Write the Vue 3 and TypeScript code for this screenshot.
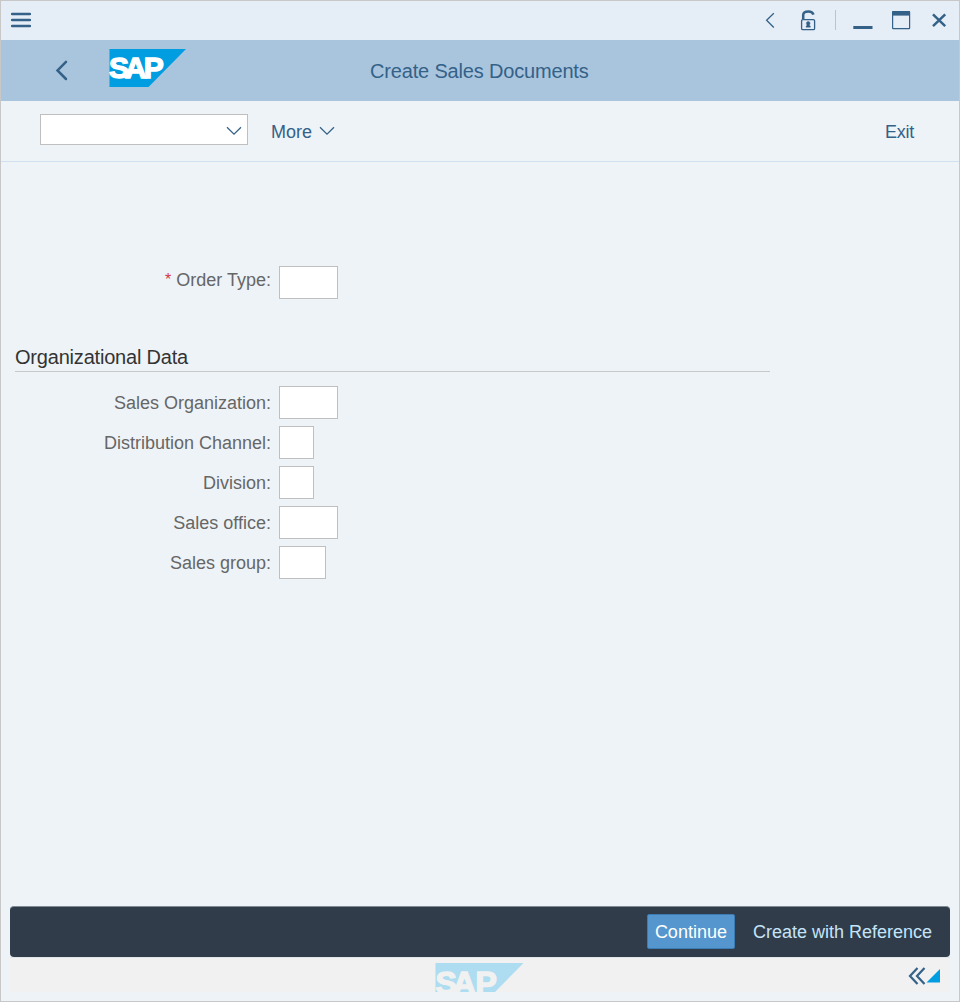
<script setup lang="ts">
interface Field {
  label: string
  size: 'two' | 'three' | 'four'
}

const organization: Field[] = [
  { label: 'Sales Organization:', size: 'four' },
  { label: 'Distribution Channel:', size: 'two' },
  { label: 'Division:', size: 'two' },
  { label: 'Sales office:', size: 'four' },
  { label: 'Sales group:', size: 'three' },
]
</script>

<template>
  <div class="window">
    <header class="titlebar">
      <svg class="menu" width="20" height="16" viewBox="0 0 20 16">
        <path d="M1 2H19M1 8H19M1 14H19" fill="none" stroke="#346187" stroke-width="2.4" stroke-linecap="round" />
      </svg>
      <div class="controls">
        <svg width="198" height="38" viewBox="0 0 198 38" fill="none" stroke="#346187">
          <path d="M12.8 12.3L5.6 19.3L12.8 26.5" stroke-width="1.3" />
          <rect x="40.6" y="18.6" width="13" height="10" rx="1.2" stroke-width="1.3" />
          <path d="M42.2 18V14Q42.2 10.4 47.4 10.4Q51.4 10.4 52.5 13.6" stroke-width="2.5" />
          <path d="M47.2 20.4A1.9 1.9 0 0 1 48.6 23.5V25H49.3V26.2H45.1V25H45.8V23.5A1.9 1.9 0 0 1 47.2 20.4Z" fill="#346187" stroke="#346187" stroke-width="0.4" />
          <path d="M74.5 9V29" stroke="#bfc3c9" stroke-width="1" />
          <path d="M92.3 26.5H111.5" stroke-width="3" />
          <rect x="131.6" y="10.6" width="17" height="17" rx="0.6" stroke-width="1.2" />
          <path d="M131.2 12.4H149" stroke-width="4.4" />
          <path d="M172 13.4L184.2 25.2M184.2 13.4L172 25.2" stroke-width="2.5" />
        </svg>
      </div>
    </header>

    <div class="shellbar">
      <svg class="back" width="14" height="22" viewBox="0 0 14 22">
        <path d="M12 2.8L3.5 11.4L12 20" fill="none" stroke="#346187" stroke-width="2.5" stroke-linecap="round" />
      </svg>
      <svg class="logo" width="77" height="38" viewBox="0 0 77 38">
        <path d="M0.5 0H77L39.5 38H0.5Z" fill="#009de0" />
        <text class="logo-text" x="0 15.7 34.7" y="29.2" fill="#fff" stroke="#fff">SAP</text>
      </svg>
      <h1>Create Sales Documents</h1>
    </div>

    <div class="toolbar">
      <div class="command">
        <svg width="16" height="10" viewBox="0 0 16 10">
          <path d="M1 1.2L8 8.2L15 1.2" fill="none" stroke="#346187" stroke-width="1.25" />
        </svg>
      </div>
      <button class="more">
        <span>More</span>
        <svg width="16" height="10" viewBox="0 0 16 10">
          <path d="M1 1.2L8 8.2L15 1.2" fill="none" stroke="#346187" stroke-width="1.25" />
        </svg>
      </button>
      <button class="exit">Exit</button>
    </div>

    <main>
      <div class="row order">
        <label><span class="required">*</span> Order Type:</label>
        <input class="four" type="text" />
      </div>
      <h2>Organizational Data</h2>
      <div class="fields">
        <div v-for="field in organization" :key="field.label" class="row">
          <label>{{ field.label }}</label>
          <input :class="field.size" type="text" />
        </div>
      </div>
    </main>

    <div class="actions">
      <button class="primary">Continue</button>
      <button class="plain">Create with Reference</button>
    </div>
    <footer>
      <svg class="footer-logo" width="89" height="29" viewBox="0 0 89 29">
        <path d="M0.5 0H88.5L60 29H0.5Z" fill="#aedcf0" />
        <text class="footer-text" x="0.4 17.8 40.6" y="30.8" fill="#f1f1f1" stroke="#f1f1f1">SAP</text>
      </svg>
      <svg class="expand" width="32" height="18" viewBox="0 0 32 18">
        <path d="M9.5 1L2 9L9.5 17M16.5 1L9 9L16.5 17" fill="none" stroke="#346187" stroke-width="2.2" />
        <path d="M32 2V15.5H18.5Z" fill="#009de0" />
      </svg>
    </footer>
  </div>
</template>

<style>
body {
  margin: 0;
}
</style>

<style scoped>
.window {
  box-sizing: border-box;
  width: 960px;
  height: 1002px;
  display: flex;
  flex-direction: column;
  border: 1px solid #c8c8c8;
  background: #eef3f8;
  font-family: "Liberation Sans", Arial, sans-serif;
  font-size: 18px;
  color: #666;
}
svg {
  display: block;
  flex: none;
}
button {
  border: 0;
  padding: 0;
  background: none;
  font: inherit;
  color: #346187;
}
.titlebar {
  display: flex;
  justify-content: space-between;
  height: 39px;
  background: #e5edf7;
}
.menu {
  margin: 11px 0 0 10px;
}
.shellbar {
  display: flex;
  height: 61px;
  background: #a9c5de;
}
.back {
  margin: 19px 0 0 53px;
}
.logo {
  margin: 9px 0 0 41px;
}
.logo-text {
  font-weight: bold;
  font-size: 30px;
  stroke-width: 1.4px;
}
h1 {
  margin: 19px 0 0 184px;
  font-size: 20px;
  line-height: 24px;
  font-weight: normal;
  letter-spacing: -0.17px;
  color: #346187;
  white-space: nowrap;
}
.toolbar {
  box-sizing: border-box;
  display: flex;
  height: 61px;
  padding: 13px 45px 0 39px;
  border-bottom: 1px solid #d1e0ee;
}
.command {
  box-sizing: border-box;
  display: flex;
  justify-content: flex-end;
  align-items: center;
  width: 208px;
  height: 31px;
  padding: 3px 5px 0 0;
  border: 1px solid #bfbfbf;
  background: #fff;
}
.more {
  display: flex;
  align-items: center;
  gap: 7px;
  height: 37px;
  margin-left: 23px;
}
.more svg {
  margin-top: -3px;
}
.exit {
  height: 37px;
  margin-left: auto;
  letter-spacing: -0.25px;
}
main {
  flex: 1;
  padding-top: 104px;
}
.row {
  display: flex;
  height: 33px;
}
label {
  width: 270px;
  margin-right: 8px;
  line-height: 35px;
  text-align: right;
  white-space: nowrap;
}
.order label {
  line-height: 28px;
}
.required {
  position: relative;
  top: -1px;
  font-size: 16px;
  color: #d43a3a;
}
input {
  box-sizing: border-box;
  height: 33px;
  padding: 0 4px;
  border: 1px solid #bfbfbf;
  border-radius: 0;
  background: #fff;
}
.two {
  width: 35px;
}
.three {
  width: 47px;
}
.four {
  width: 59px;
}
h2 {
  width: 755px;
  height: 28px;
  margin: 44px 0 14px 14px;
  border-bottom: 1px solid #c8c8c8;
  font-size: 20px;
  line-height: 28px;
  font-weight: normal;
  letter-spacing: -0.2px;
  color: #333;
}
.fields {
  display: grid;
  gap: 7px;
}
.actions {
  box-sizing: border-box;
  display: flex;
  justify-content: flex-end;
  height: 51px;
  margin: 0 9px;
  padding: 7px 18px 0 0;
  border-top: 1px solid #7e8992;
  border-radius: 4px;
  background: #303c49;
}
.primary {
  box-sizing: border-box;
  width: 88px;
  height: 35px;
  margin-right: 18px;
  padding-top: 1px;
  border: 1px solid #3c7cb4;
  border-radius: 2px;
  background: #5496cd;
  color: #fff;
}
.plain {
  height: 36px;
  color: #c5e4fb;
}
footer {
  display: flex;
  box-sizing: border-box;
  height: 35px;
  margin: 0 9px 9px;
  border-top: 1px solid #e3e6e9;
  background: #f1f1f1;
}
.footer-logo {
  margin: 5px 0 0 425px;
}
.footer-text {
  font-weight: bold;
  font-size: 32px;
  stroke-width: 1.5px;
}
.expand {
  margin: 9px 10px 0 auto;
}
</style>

-*-

*Prompt*
Reproduce the material word for word, minus the images.

*Exercise solution*
Write the Vue 3 and TypeScript code for this screenshot.
<script setup lang="ts">
interface Field {
  label: string
  size: 'two' | 'three' | 'four'
}

const organization: Field[] = [
  { label: 'Sales Organization:', size: 'four' },
  { label: 'Distribution Channel:', size: 'two' },
  { label: 'Division:', size: 'two' },
  { label: 'Sales office:', size: 'four' },
  { label: 'Sales group:', size: 'three' },
]
</script>

<template>
  <div class="window">
    <header class="titlebar">
      <svg class="menu" width="20" height="16" viewBox="0 0 20 16">
        <path d="M1 2H19M1 8H19M1 14H19" fill="none" stroke="#346187" stroke-width="2.4" stroke-linecap="round" />
      </svg>
      <div class="controls">
        <svg width="198" height="38" viewBox="0 0 198 38" fill="none" stroke="#346187">
          <path d="M12.8 12.3L5.6 19.3L12.8 26.5" stroke-width="1.3" />
          <rect x="40.6" y="18.6" width="13" height="10" rx="1.2" stroke-width="1.3" />
          <path d="M42.2 18V14Q42.2 10.4 47.4 10.4Q51.4 10.4 52.5 13.6" stroke-width="2.5" />
          <path d="M47.2 20.4A1.9 1.9 0 0 1 48.6 23.5V25H49.3V26.2H45.1V25H45.8V23.5A1.9 1.9 0 0 1 47.2 20.4Z" fill="#346187" stroke="#346187" stroke-width="0.4" />
          <path d="M74.5 9V29" stroke="#bfc3c9" stroke-width="1" />
          <path d="M92.3 26.5H111.5" stroke-width="3" />
          <rect x="131.6" y="10.6" width="17" height="17" rx="0.6" stroke-width="1.2" />
          <path d="M131.2 12.4H149" stroke-width="4.4" />
          <path d="M172 13.4L184.2 25.2M184.2 13.4L172 25.2" stroke-width="2.5" />
        </svg>
      </div>
    </header>

    <div class="shellbar">
      <svg class="back" width="14" height="22" viewBox="0 0 14 22">
        <path d="M12 2.8L3.5 11.4L12 20" fill="none" stroke="#346187" stroke-width="2.5" stroke-linecap="round" />
      </svg>
      <svg class="logo" width="77" height="38" viewBox="0 0 77 38">
        <path d="M0.5 0H77L39.5 38H0.5Z" fill="#009de0" />
        <text class="logo-text" x="0 15.7 34.7" y="29.2" fill="#fff" stroke="#fff">SAP</text>
      </svg>
      <h1>Create Sales Documents</h1>
    </div>

    <div class="toolbar">
      <div class="command">
        <svg width="16" height="10" viewBox="0 0 16 10">
          <path d="M1 1.2L8 8.2L15 1.2" fill="none" stroke="#346187" stroke-width="1.25" />
        </svg>
      </div>
      <button class="more">
        <span>More</span>
        <svg width="16" height="10" viewBox="0 0 16 10">
          <path d="M1 1.2L8 8.2L15 1.2" fill="none" stroke="#346187" stroke-width="1.25" />
        </svg>
      </button>
      <button class="exit">Exit</button>
    </div>

    <main>
      <div class="row order">
        <label><span class="required">*</span> Order Type:</label>
        <input class="four" type="text" />
      </div>
      <h2>Organizational Data</h2>
      <div class="fields">
        <div v-for="field in organization" :key="field.label" class="row">
          <label>{{ field.label }}</label>
          <input :class="field.size" type="text" />
        </div>
      </div>
    </main>

    <div class="actions">
      <button class="primary">Continue</button>
      <button class="plain">Create with Reference</button>
    </div>
    <footer>
      <svg class="footer-logo" width="89" height="29" viewBox="0 0 89 29">
        <path d="M0.5 0H88.5L60 29H0.5Z" fill="#aedcf0" />
        <text class="footer-text" x="0.4 17.8 40.6" y="30.8" fill="#f1f1f1" stroke="#f1f1f1">SAP</text>
      </svg>
      <svg class="expand" width="32" height="18" viewBox="0 0 32 18">
        <path d="M9.5 1L2 9L9.5 17M16.5 1L9 9L16.5 17" fill="none" stroke="#346187" stroke-width="2.2" />
        <path d="M32 2V15.5H18.5Z" fill="#009de0" />
      </svg>
    </footer>
  </div>
</template>

<style>
body {
  margin: 0;
}
</style>

<style scoped>
.window {
  box-sizing: border-box;
  width: 960px;
  height: 1002px;
  display: flex;
  flex-direction: column;
  border: 1px solid #c8c8c8;
  background: #eef3f8;
  font-family: "Liberation Sans", Arial, sans-serif;
  font-size: 18px;
  color: #666;
}
svg {
  display: block;
  flex: none;
}
button {
  border: 0;
  padding: 0;
  background: none;
  font: inherit;
  color: #346187;
}
.titlebar {
  display: flex;
  justify-content: space-between;
  height: 39px;
  background: #e5edf7;
}
.menu {
  margin: 11px 0 0 10px;
}
.shellbar {
  display: flex;
  height: 61px;
  background: #a9c5de;
}
.back {
  margin: 19px 0 0 53px;
}
.logo {
  margin: 9px 0 0 41px;
}
.logo-text {
  font-weight: bold;
  font-size: 30px;
  stroke-width: 1.4px;
}
h1 {
  margin: 19px 0 0 184px;
  font-size: 20px;
  line-height: 24px;
  font-weight: normal;
  letter-spacing: -0.17px;
  color: #346187;
  white-space: nowrap;
}
.toolbar {
  box-sizing: border-box;
  display: flex;
  height: 61px;
  padding: 13px 45px 0 39px;
  border-bottom: 1px solid #d1e0ee;
}
.command {
  box-sizing: border-box;
  display: flex;
  justify-content: flex-end;
  align-items: center;
  width: 208px;
  height: 31px;
  padding: 3px 5px 0 0;
  border: 1px solid #bfbfbf;
  background: #fff;
}
.more {
  display: flex;
  align-items: center;
  gap: 7px;
  height: 37px;
  margin-left: 23px;
}
.more svg {
  margin-top: -3px;
}
.exit {
  height: 37px;
  margin-left: auto;
  letter-spacing: -0.25px;
}
main {
  flex: 1;
  padding-top: 104px;
}
.row {
  display: flex;
  height: 33px;
}
label {
  width: 270px;
  margin-right: 8px;
  line-height: 35px;
  text-align: right;
  white-space: nowrap;
}
.order label {
  line-height: 28px;
}
.required {
  position: relative;
  top: -1px;
  font-size: 16px;
  color: #d43a3a;
}
input {
  box-sizing: border-box;
  height: 33px;
  padding: 0 4px;
  border: 1px solid #bfbfbf;
  border-radius: 0;
  background: #fff;
}
.two {
  width: 35px;
}
.three {
  width: 47px;
}
.four {
  width: 59px;
}
h2 {
  width: 755px;
  height: 28px;
  margin: 44px 0 14px 14px;
  border-bottom: 1px solid #c8c8c8;
  font-size: 20px;
  line-height: 28px;
  font-weight: normal;
  letter-spacing: -0.2px;
  color: #333;
}
.fields {
  display: grid;
  gap: 7px;
}
.actions {
  box-sizing: border-box;
  display: flex;
  justify-content: flex-end;
  height: 51px;
  margin: 0 9px;
  padding: 7px 18px 0 0;
  border-top: 1px solid #7e8992;
  border-radius: 4px;
  background: #303c49;
}
.primary {
  box-sizing: border-box;
  width: 88px;
  height: 35px;
  margin-right: 18px;
  padding-top: 1px;
  border: 1px solid #3c7cb4;
  border-radius: 2px;
  background: #5496cd;
  color: #fff;
}
.plain {
  height: 36px;
  color: #c5e4fb;
}
footer {
  display: flex;
  box-sizing: border-box;
  height: 35px;
  margin: 0 9px 9px;
  border-top: 1px solid #e3e6e9;
  background: #f1f1f1;
}
.footer-logo {
  margin: 5px 0 0 425px;
}
.footer-text {
  font-weight: bold;
  font-size: 32px;
  stroke-width: 1.5px;
}
.expand {
  margin: 9px 10px 0 auto;
}
</style>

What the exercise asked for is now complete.